On the high end, Apple refreshed its studio monitor offering. The new Studio Display XDR with a tilt- and height-adjustable stand starts at $3,299, while the base version of the new monitor starts at $1,599. The pricing underscores Apple’s ability to maintain premium tiers even as it promotes more accessible products elsewhere in the lineup.

Other releases this week include an M4-powered iPad Air, a new M5-powered MacBook Air, and updated MacBook Pro models, including one using an M5 Pro chip and another using an M5 Max chip. The range suggests Apple is aiming to refresh the core Mac stack quickly rather than spacing updates over a longer cycle.

Rumored lower-cost MacBook could broaden the refresh further

Attention now shifts to Wednesday, when reports suggest Apple may introduce a more aggressively priced MacBook. If that product appears, it would extend the week’s strategy beyond the premium audience by targeting first-time Mac buyers and switchers from Windows laptops and Chromebooks, while still maintaining the high-end MacBook Pro segment.

Such a move would also highlight Apple’s effort to build a wider on-ramp into the Mac ecosystem at a time when device-level performance is increasingly important for modern applications. For investors, the question is whether a broader range of price points can lift unit demand without diluting margins.

Financial results show strong iPhone-driven growth and cash returns

The product push comes alongside strong reported momentum. In fiscal 2026 first quarter results, Apple said revenue rose 16% year over year to a record $143.8 billion. iPhone sales increased 23% year over year to about $85 billion, representing roughly 59% of total revenue in the quarter.

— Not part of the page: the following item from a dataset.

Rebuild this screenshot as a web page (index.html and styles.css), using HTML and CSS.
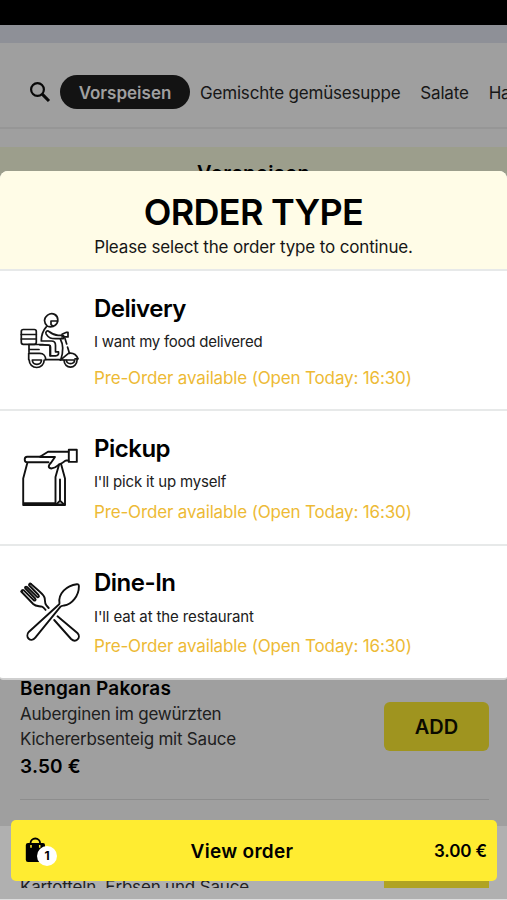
FILE: index.html
```html
<!DOCTYPE html>
<html lang="de">
<head>
<meta charset="utf-8">
<title>Order type</title>
<link rel="stylesheet" href="styles.css">
</head>
<body>
<div class="screen">
  <div class="status"></div>
  <div class="strip"></div>
  <nav class="nav">
    <svg class="search" viewBox="0 0 22 22" fill="none" stroke="#080808"><circle cx="8.5" cy="8.5" r="6.4" stroke-width="2.2"/><path d="M13.2 13.2 20 20" stroke-width="3.1"/></svg>
    <span class="pill">Vorspeisen</span>
    <span class="tab">Gemischte gemüsesuppe</span>
    <span class="tab">Salate</span>
    <span class="tab">Ha</span>
  </nav>
  <div class="category"><h3>Vorspeisen</h3></div>
  <main class="menu">
    <article class="dish">
      <div class="dish-text">
        <h4>Bengan Pakoras</h4>
        <p>Auberginen im gewürzten<br>Kichererbsenteig mit Sauce</p>
        <strong>3.50 €</strong>
      </div>
      <button class="add">ADD</button>
    </article>
  </main>
  <div class="tail">
    <div class="tail-clip">
      <p>Kartotteln, Erbsen und Sauce</p>
      <span class="add-end"></span>
    </div>
  </div>

  <section class="modal">
    <header class="modal-head">
      <h1>ORDER TYPE</h1>
      <p>Please select the order type to continue.</p>
    </header>
    <div class="option delivery">
      <svg class="icon" viewBox="0 0 100 100" fill="none" stroke="#151515" stroke-width="1.7" stroke-linecap="round" stroke-linejoin="round">
        <rect x="21.3" y="39.5" width="15" height="14.8" rx="2"/><path d="M21.3 44.5h15M21.3 49h15"/>
        <path d="M47.5 36.3c-4-3.5-4-8 .1-11.200c5-3.500 10.200 0 10.200 4.700c0 5-4.500 8.200-10.300 6.500Z"/>
        <path d="M57.500 31h-6.500v3.500l2.200 1.800"/>
        <path d="M46.300 36.800c-3 3.200-5 8.200-5 14.200h10c2.700 0 4.200 1.800 4.200 4.200v6.600h3c.4 2.500-.6 4-2.800 4h-5.200v-8.600c0-1.500-.8-2.200-2.300-2.200h-8.200"/>
        <path d="M49 41.500c-1.800-1.600-4 .5-2.800 2.600c2.700 4.400 5 4.600 9.300 4.600h6.700c2.400 0 2.400-3.400 0-3.400h-4c-3.200 0-5.300-.6-9.200-3.800Z"/>
        <path d="M62 44.200l4.500-1.900h1.500v4.600h-6M65 48.500l1.700 5.500M67.500 57l2 6.500"/>
        <path d="M60.500 49.500c3.500 6 2.200 14.200.3 20.200H45.500"/>
        <path d="M28.700 54.500h13.800l7.500 1v10.300M29 55v7M30 59.500h9M28.700 69.500v-6.200h11c4 0 6 3 6 6.200"/>
        <path d="M29.200 70a7.500 7.500 0 1 0 15 0M32.300 70h9.200c-.3 5.800-8.900 5.800-9.200 0Z"/>
        <path d="M60.300 70.200l8.500-7c3.800-.6 7.500 1.300 9.300 5.600H75M61 70h5"/>
        <path d="M77.200 69.300c-.4 10.200-13 10.200-13.200.7M66.300 70h8.400c-.3 4.800-7.900 4.800-8.400 0Z"/>
      </svg>
      <div class="option-text"><h2>Delivery</h2><p class="desc d1">I want my food delivered</p><p class="pre">Pre-Order available (Open Today: 16:30)</p></div>
    </div>
    <div class="option">
      <svg class="icon" viewBox="0 0 100 100" fill="none" stroke="#101010" stroke-width="1.900" stroke-linecap="round" stroke-linejoin="round">
        <path d="M40.500 26.700H27.200c-3.300 0-3.300 5.600 0 5.600H48.500M27.500 32.300L23.200 48.500V75H65V48.500L61.200 34.500M24 73.200H55"/>
        <path d="M40 26.700l8-5h20.500M68.500 30.500h-2.300c-2 0-2.700 2.500-5.500 3.200c-3.600.8-3 4.200-9.400 4.800c-4-.7-2.600-3.600-.3-5.800l4-5.700H40.500"/>
        <path d="M59 34.800L55.500 47V74.500h9.300"/><path d="M60 49.500V71M60 70.800l-3.700 3.600M60 70.800l4 3.600"/>
        <rect x="68.800" y="19.700" width="8" height="12.200"/>
      </svg>
      <div class="option-text"><h2>Pickup</h2><p class="desc d2">I'll pick it up myself</p><p class="pre">Pre-Order available (Open Today: 16:30)</p></div>
    </div>
    <div class="option dine">
      <svg class="icon" viewBox="0 0 100 100" fill="none" stroke="#101010" stroke-width="1.900" stroke-linecap="round" stroke-linejoin="round">
        <path d="M59.500 38.300c-1.700-9.200 7-18 17.300-19.100c1.600-.1 2.100.4 2.100 2c.1 9.500-7.200 18.500-14.900 19.300c-1.800.2-2.500.1-3.500 1.200L35.300 72.700c-4.500 5.600-11-.8-6.300-6L57 41.200c1.500-1.300 2.500-1.500 2.500-2.900Z"/>
        <path d="M48.700 43l-2.300-2.600c-1.500-1.600-1.400-2.600-1.600-6.500c-.1-3.300-3.300-5.600-6.100-8.100l-8-7M21.200 26.500l12 12.500c2.900 2.800 6 1.800 8.700 2.700c1.600.5 2.400 1.700 3.700 3.200"/>
        <path d="M30.700 18.800c-1-.7-2.300.8-1.400 1.700L38.500 30c1.300 1.500-.4 3-1.700 1.700L27 22c-1.300-1-2.700.4-1.500 1.500l9.700 10c1.200 1.400-.4 2.800-1.600 1.600l-9.800-9.800c-1.200-1-2.800.3-1.700 1.400"/>
        <path d="M57.500 51.300L77.400 68c4.300 4.500-1.600 10.500-6.300 6L54.200 55"/>
      </svg>
      <div class="option-text"><h2>Dine-In</h2><p class="desc d3">I'll eat at the restaurant</p><p class="pre">Pre-Order available (Open Today: 16:30)</p></div>
    </div>
  </section>

  <div class="cart">
    <span class="bag">
      <svg viewBox="0 0 22 26"><path d="M5.500 8V6.300a4.800 4.800 0 0 1 9.600 0V8" fill="none" stroke="#000" stroke-width="1.800"/><path d="M3 6h15q2 0 2 2v17H3q-2.200 0-2.200-2.200V8Q.8 6 3 6Z"/><path d="M6 8v2.700M14.700 8v2.700" stroke="#ffec31" stroke-width="1.500"/></svg>
      <b class="badge">1</b>
    </span>
    <span class="view">View order</span>
    <span class="total">3.00 €</span>
  </div>
</div>
</body>
</html>
```

FILE: styles.css
```css
* { box-sizing: border-box; }
body, h1, h2, h3, h4, p { margin: 0; }
body { font-family: Inter, "Liberation Sans", sans-serif; color: #000; }
.screen { position: relative; width: 507px; height: 900px; overflow: hidden; background: #9f9f9f; display: flex; flex-direction: column; }
.status { height: 25px; background: #000; flex: none; }
.strip { height: 18px; background: #8e9097; flex: none; }
.nav { height: 86px; flex: none; display: flex; align-items: center; padding: 14px 0 0 29px; border-bottom: 2px solid #969696; white-space: nowrap; font-size: 17px; color: #171717; }
.search { width: 22px; height: 22px; flex: none; margin-right: 9px; }
.pill { width: 130px; height: 34px; flex: none; border-radius: 17px; background: #131313; color: #a0a0a0; font-weight: 600; display: flex; align-items: center; justify-content: center; margin-right: 10px; padding-top: 1px; }
.tab { margin-right: 20px; padding-top: 2px; letter-spacing: -0.19px; }
.category { height: 45px; flex: none; margin-top: 18px; background: #9c9e8c; text-align: center; padding-top: 13px; }
.category h3 { font-size: 20px; line-height: 26px; font-weight: 600; letter-spacing: 0.4px; }
.menu { height: 634px; flex: none; padding: 484px 18px 0 20px; }
.dish { display: flex; justify-content: space-between; border-bottom: 1px solid #8d8d8d; height: 124px; }
.dish h4 { font-size: 19px; line-height: 25px; font-weight: 600; letter-spacing: 0.2px; }
.dish p { font-size: 17px; line-height: 24.500px; color: #202020; margin-top: 1px; white-space: nowrap; letter-spacing: -0.22px; }
.dish strong { display: block; font-size: 19px; line-height: 28px; font-weight: 600; margin-top: 2px; letter-spacing: 0.2px; }
.add { font: 600 20px Inter, sans-serif; width: 105px; height: 49px; border: 0; border-radius: 6px; background: #9f941f; color: #0a0a00; margin-top: 26px; padding: 0; }
.tail { flex: none; height: 74px; background: #b0b0b0; border-bottom: 1px solid #ddd; }
.tail-clip { height: 62px; overflow: hidden; display: flex; justify-content: space-between; align-items: flex-end; padding: 0 18px 0 20px; }
.tail p { font-size: 17px; line-height: 20px; margin-bottom: -9px; color: #222; letter-spacing: -0.18px; }
.add-end { width: 105px; height: 30px; background: #b0a322; }

.modal { position: absolute; top: 171px; left: 0; width: 507px; height: 509px; border-radius: 8px 8px 3px 3px; overflow: hidden; background: #fff; border-bottom: 2px solid #cfcfcf; }
.modal-head { height: 100px; background: #fffce7; border-bottom: 2px solid #e7e9e9; text-align: center; padding-top: 19px; }
.modal-head h1 { font-size: 36px; line-height: 44px; font-weight: 600; letter-spacing: -0.7px; }
.modal-head p { font-size: 17px; line-height: 27px; color: #161616; letter-spacing: -0.15px; }
.option { display: flex; height: 134.500px; border-bottom: 2px solid #e7e9e9; padding-top: 19px; white-space: nowrap; }
.delivery { height: 140px; }
.option:last-child { border-bottom: 0; }
.icon { width: 100px; height: 100px; flex: none; margin-right: -6px; }
.option h2 { font-size: 24px; line-height: 36px; font-weight: 600; letter-spacing: -0.5px; padding-top: 1px; }
.dine h2 { padding: 0 0 1px; }
.desc { font-size: 15px; line-height: 20px; margin-top: 5px; color: #202020; }
.d1 { letter-spacing: -0.25px; }
.d2 { letter-spacing: -0.18px; }
.d3 { letter-spacing: -0.12px; }
.pre { font-size: 17px; line-height: 24px; margin-top: 8px; color: #edba35; letter-spacing: -0.15px; }
.delivery .pre { margin-top: 14px; }
.dine .pre { margin-top: 7px; }

.cart { position: absolute; left: 11px; top: 820px; width: 486px; height: 61px; border-radius: 5px; background: #ffec31; display: grid; grid-template-columns: 32px 1fr 60px; align-items: center; padding: 1px 10px 0 14px; }
.bag { position: relative; height: 28px; }
.bag svg { width: 22px; height: 26px; display: block; }
.badge { position: absolute; left: 12px; top: 9px; width: 20px; height: 20px; border-radius: 50%; background: #fff; font-size: 12px; line-height: 20px; text-align: center; }
.view { font-size: 19px; font-weight: 600; text-align: center; letter-spacing: 0.3px; }
.total { font-size: 17px; font-weight: 600; text-align: right; white-space: nowrap; letter-spacing: -0.1px; }
```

Apple also reported operating cash flow of $53.9 billion for the quarter, supporting large free cash flow and shareholder returns. The company returned about $25 billion to shareholders through share repurchases during the period, a sum equal to about 0.7% of its market capitalization, while also paying a dividend. The payout ratio was about 13%, according to the figures cited.

Operating leverage remained visible. Earnings per share rose 19% year over year, outpacing revenue growth and reflecting both margin expansion and the impact of buybacks on share count.

Outlook, valuation, and the policy risk backdrop

Apple’s guidance suggests the growth pace may continue in the near term. Management forecast fiscal second quarter revenue growth of 13% to 16% year over year, maintaining a strong trajectory after the record holiday quarter.

Valuation remains a point of debate. The stock trades at a price-to-earnings ratio of about 33 based on the figures provided, a level that implies investors expect continued earnings growth and resilient demand. Supporters argue Apple’s customer loyalty and brand strength justify a premium, while skeptics point to the constraints that come with scale and the risk that upgrades slow after major refresh cycles.

External risks remain prominent. Apple faces regulatory scrutiny given its market position and has significant exposure to China both as a manufacturing base and as a customer market. With U.S. China trade relations described as volatile, investors will watch for any policy shifts that could affect costs, supply chain stability, or demand.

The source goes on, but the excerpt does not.